Launching a gene drive into the wild is risky. Once released, it can’t be recalled or easily disabled should anything go awry. In 2016, the National Academy of Sciences called for extensive tests and public consultation before any gene drive is released.

The theory of how gene drives could be used to control pest populations was laid out in 2003, in an article by Austin Burt, a biologist at Imperial College, London, and a co-author on the new paper. He hopes that a small-scale field trial can be started in Africa in five years.

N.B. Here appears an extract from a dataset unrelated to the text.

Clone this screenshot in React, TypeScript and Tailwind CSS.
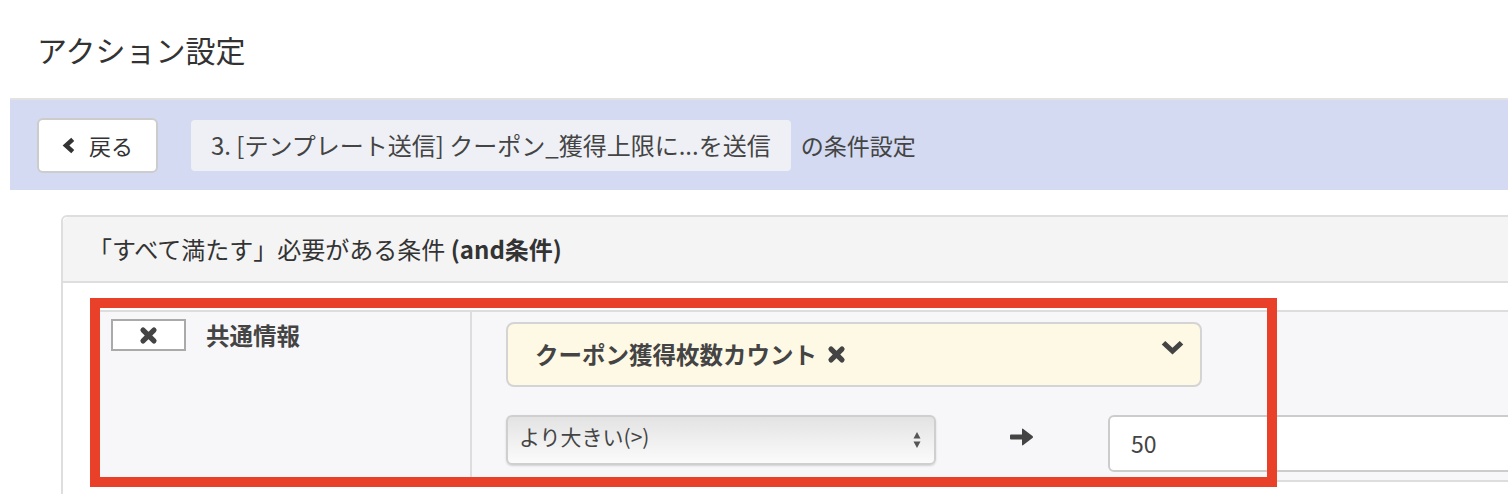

Implementing such a program would entail releasing just a few hundred drive-carrying mosquitoes in each village. “We wouldn’t have to hit every village, maybe as few as one percent,” Dr. Burt said. Complete eradication isn’t necessary; the malaria parasite can’t maintain its populations once the number of mosquitoes falls below a certain number.

“If there are no unexpected technical or regulatory delays,” Dr. Burt said, “it’s possible to envisage that gene-drive mosquitoes, in combination with other approaches, could have eliminated malaria in significant parts of Africa in 15 years.”

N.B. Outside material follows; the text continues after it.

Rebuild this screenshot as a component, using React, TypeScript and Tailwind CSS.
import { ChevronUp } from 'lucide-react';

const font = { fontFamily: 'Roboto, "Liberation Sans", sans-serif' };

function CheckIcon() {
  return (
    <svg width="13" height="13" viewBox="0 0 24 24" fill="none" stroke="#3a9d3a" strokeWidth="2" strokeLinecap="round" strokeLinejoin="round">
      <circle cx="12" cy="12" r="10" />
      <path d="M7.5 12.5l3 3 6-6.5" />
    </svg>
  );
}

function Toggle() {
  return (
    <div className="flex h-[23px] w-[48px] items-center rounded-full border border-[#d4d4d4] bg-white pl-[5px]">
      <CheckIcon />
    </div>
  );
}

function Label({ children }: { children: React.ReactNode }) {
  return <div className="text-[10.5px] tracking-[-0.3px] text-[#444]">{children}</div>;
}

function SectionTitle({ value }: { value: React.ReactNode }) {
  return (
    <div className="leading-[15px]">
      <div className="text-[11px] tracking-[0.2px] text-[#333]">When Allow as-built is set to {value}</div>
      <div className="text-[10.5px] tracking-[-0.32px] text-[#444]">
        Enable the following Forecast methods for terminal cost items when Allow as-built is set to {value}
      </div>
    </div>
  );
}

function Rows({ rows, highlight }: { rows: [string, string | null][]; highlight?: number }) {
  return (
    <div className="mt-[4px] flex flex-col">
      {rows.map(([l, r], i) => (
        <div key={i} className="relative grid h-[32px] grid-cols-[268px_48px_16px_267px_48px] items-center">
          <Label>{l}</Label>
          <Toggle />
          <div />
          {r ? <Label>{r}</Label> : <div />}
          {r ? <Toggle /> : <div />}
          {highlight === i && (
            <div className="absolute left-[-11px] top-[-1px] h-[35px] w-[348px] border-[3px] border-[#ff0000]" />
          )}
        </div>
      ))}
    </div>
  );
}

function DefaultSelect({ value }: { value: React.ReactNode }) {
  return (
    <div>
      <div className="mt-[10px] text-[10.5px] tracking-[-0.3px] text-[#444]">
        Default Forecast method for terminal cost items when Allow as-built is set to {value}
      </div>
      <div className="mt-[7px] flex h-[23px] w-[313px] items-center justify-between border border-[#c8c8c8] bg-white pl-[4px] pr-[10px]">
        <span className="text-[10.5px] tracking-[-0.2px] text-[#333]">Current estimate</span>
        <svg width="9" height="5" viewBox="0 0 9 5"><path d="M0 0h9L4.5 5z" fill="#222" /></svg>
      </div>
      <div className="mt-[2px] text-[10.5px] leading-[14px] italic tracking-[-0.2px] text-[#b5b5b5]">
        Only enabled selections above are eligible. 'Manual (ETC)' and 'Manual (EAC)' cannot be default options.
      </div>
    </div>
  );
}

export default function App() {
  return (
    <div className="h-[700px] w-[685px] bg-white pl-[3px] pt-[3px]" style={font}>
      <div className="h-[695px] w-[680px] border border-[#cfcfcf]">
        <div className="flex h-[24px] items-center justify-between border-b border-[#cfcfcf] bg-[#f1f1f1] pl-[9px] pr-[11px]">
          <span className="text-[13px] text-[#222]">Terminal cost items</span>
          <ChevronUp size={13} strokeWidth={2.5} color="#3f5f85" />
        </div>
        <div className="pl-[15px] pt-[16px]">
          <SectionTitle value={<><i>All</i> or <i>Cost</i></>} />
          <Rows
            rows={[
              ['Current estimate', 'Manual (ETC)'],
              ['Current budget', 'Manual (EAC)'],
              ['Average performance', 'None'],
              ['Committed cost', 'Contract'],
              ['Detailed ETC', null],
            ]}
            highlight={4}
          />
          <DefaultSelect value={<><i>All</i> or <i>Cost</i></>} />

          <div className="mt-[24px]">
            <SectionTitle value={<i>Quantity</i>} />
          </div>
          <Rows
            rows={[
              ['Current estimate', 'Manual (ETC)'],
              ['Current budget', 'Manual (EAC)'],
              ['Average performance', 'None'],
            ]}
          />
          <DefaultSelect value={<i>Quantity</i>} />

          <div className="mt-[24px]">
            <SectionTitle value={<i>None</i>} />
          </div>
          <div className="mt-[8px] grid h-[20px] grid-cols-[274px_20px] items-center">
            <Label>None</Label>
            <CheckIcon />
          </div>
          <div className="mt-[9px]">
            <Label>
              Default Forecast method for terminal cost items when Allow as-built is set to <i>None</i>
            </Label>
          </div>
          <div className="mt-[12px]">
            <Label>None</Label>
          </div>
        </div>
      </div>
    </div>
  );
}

Achieving such a goal likely will require a continentwide agreement, since a gene drive, once released, probably couldn’t be confined to a single country, and biologists want to avoid any unintended consequences. All insects analyzed so far rely on the doublesex gene to direct their sexual development. It could be disastrous if an altered doublesex gene drive somehow jumped from mosquitoes to another insect species, such as bees.

“That’s not possible,” Dr. Crisanti said. He noted that every insect species has its own version of both the doublesex gene and the gene’s highly conserved region, so a gene drive aimed at one species wouldn’t work in any other. For that same reason, the technique potentially could be aimed at a wide range of noxious insects, each targeted individually.